## SHORT PROBLEM
Scan the lines below for the string "TypeScript" and report how many lines contain it, giving only the number.

## DATASET ENTRIES
⁂

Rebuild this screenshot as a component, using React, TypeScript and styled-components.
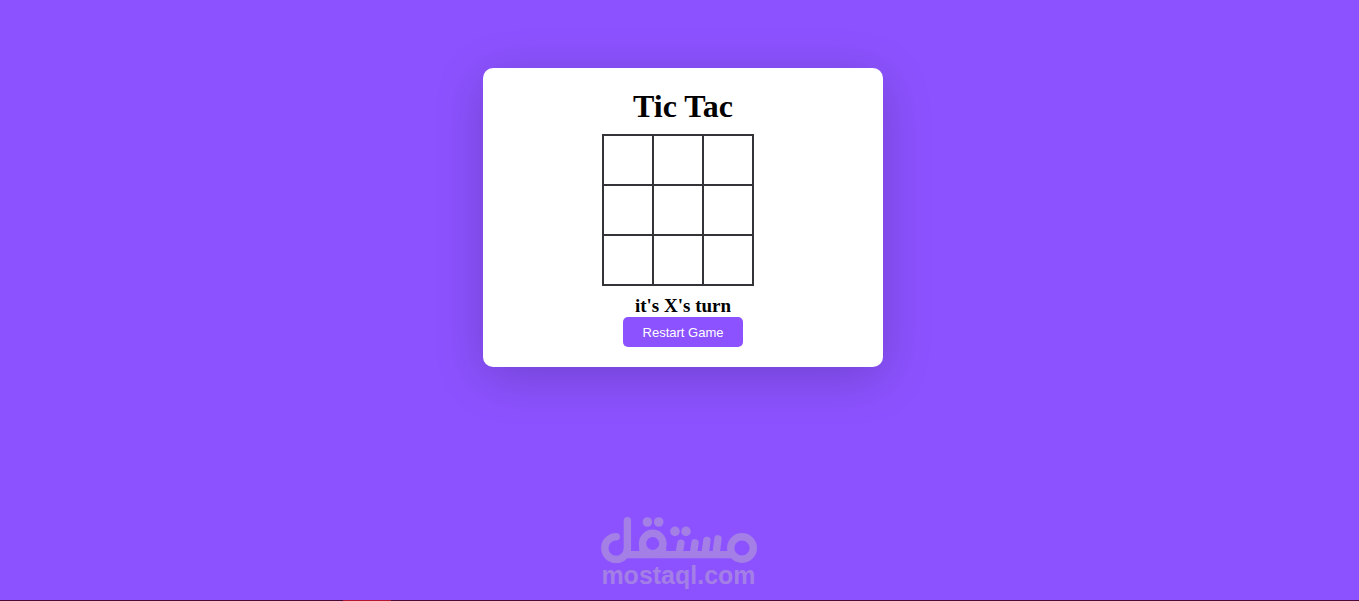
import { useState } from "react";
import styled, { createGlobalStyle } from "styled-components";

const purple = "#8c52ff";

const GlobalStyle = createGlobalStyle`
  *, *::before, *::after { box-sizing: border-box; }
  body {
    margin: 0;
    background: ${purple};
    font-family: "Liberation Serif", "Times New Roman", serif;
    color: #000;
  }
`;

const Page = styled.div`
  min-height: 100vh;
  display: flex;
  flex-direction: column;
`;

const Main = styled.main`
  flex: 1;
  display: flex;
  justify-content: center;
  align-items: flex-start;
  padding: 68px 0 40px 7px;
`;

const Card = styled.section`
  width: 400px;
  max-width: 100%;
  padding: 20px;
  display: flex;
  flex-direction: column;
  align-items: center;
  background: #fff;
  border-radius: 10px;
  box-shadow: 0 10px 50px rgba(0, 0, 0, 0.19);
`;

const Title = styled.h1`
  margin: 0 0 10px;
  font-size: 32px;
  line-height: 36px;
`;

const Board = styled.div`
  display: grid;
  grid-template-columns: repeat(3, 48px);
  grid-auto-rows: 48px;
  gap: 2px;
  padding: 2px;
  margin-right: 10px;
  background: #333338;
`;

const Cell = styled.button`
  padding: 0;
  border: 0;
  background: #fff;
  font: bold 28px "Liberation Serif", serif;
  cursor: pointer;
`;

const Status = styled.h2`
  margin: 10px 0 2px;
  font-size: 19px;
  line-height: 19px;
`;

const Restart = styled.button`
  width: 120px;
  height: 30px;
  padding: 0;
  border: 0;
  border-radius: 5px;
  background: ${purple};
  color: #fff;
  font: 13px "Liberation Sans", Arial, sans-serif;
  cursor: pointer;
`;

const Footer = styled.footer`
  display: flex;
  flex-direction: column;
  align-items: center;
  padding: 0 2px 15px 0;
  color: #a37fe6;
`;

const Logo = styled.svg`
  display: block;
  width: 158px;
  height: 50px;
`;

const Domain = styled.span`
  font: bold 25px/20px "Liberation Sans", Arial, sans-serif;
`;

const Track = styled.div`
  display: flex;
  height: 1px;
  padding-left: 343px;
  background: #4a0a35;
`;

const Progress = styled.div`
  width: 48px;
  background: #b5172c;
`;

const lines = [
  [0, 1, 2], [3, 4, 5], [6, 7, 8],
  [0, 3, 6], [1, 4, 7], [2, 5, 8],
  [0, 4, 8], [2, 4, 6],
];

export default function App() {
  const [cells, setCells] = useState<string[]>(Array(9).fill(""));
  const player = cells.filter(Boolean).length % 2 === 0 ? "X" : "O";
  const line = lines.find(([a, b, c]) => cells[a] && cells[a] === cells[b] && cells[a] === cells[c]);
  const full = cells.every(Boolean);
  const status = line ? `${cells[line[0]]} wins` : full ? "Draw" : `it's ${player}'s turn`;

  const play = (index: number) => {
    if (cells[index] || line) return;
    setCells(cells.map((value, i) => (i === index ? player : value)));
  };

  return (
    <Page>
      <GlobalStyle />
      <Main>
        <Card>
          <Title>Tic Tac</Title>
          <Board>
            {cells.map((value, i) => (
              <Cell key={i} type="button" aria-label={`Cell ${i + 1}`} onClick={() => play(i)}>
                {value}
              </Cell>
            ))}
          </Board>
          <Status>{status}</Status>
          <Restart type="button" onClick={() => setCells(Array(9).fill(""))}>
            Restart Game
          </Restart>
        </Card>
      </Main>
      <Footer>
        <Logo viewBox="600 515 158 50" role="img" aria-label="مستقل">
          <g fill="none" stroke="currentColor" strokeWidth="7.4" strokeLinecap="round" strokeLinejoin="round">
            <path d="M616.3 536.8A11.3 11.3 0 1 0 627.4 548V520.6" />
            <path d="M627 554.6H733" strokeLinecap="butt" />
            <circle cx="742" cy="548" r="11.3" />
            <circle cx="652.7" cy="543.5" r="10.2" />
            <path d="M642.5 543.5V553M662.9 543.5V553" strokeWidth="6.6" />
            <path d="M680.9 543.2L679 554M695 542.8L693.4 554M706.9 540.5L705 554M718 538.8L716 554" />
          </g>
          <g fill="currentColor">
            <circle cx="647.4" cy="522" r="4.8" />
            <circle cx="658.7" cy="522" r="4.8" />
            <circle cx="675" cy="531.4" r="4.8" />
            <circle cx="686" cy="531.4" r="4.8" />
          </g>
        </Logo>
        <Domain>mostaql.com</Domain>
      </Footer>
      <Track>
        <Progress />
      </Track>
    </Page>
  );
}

⁂

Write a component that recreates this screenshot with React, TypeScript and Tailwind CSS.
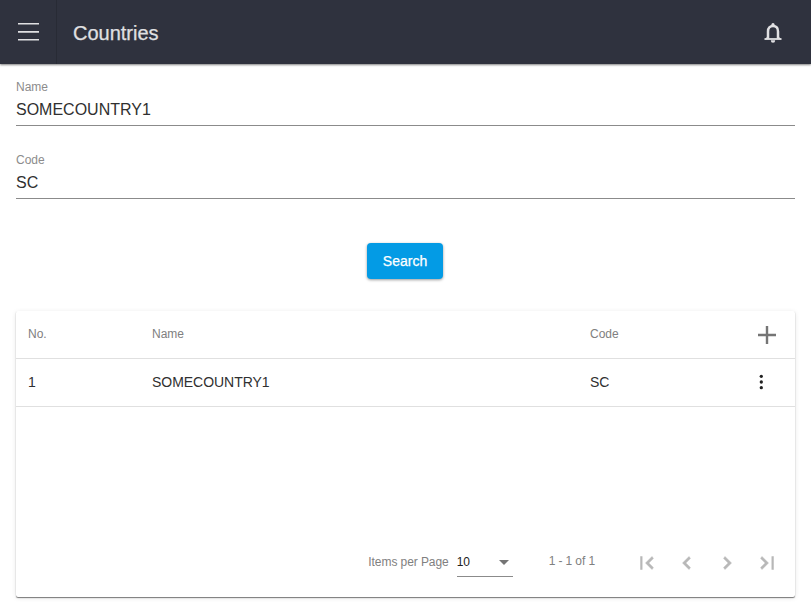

⁂

## EXERCISE OUTPUT
2